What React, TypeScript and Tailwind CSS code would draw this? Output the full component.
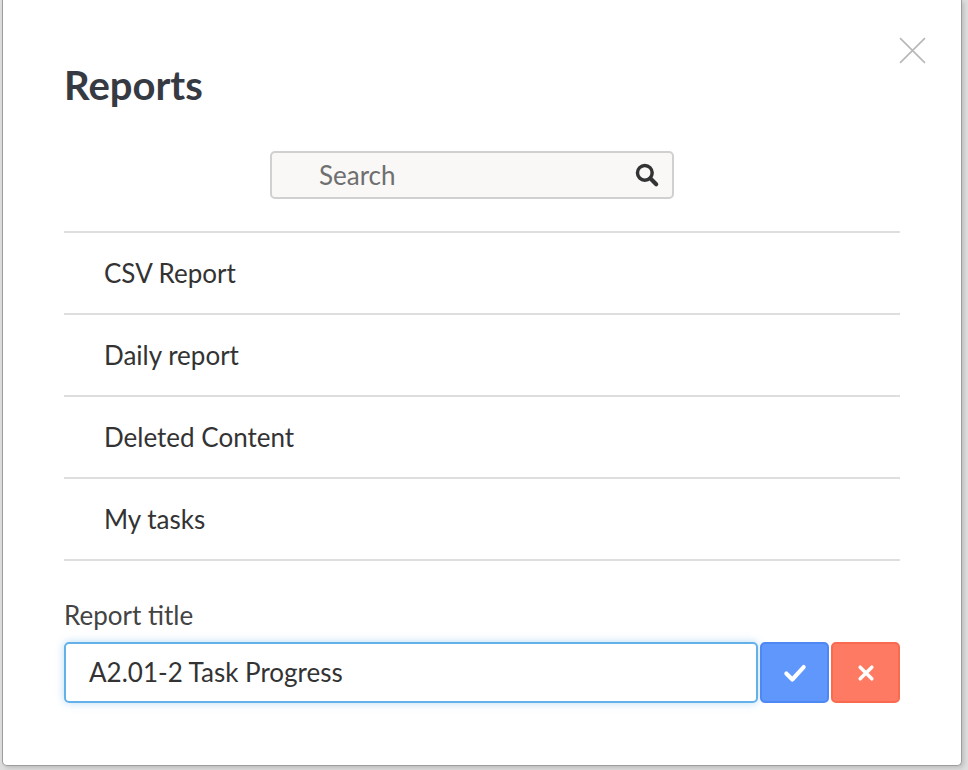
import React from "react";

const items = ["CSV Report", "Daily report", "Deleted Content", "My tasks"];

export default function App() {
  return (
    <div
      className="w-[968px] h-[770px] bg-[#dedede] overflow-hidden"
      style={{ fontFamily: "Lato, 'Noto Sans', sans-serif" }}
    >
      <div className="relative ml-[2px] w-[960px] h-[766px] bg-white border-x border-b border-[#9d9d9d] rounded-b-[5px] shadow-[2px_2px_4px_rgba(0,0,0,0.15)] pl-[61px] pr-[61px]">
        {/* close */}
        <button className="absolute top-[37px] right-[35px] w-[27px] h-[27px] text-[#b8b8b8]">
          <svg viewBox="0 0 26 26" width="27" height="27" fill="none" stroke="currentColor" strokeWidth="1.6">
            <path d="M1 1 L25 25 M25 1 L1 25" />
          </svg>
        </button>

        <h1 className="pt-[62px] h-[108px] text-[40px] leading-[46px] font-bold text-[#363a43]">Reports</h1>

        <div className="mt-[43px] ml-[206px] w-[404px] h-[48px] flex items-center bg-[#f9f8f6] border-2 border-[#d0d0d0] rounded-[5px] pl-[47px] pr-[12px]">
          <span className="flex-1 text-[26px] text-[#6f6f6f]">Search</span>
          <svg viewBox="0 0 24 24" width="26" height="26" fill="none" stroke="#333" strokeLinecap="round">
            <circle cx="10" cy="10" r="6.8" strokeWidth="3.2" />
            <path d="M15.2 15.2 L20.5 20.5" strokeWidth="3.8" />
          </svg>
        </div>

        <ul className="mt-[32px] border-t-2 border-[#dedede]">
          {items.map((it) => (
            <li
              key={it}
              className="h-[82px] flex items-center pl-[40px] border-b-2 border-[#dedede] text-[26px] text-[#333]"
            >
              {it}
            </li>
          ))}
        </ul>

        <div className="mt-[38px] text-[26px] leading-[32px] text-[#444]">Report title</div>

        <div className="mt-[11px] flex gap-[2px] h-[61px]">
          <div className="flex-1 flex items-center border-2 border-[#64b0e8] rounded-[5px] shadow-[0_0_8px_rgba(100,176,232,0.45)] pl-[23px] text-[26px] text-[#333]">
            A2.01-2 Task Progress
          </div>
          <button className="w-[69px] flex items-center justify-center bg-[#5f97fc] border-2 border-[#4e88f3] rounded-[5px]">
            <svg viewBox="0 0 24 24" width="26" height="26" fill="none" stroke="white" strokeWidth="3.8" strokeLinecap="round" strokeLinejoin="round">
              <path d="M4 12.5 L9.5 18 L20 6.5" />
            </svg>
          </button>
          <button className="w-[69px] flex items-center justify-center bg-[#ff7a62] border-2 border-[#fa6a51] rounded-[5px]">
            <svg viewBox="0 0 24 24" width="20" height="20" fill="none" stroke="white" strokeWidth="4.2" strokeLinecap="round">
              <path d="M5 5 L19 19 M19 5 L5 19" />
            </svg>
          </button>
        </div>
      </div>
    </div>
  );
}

--------------------------------

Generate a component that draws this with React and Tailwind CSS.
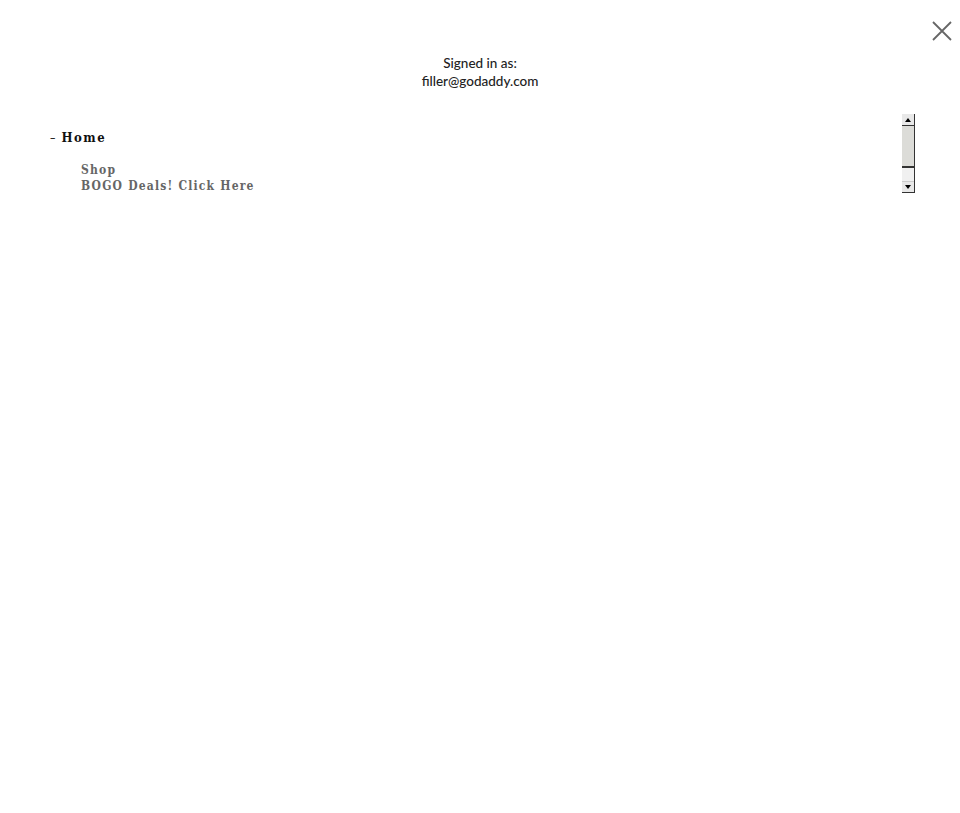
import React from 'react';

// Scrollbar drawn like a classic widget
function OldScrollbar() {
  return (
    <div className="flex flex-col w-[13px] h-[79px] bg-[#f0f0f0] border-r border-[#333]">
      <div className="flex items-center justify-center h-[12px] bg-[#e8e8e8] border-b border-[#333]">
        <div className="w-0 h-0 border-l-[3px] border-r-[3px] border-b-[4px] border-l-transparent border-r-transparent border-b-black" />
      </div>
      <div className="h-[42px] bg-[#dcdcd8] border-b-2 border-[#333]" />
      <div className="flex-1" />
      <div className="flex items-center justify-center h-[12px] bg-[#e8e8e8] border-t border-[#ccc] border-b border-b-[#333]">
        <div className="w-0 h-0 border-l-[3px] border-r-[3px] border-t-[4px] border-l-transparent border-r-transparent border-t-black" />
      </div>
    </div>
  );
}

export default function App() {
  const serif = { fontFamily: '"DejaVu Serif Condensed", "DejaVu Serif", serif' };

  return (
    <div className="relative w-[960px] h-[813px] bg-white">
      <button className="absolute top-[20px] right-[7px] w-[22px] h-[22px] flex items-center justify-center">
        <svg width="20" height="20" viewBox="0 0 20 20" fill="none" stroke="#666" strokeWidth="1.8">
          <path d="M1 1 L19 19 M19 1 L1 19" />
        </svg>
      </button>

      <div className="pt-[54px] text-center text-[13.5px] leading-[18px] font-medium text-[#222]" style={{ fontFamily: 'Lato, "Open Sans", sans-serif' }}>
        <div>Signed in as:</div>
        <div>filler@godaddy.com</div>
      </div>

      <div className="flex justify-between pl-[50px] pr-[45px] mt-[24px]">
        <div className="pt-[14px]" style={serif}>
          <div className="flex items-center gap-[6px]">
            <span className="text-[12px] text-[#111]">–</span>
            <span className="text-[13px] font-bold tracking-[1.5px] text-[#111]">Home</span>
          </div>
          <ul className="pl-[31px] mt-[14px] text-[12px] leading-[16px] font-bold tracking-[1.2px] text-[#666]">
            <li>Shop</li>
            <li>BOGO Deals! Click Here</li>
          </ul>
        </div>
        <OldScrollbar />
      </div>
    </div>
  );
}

--------------------------------

▶ _DIRECTION_
Search the records for the word "Tailwind" and copy every line where it occurs.

▶ _FULL ANSWER_
What React, TypeScript and Tailwind CSS code would draw this? Output the full component.
Generate a component that draws this with React and Tailwind CSS.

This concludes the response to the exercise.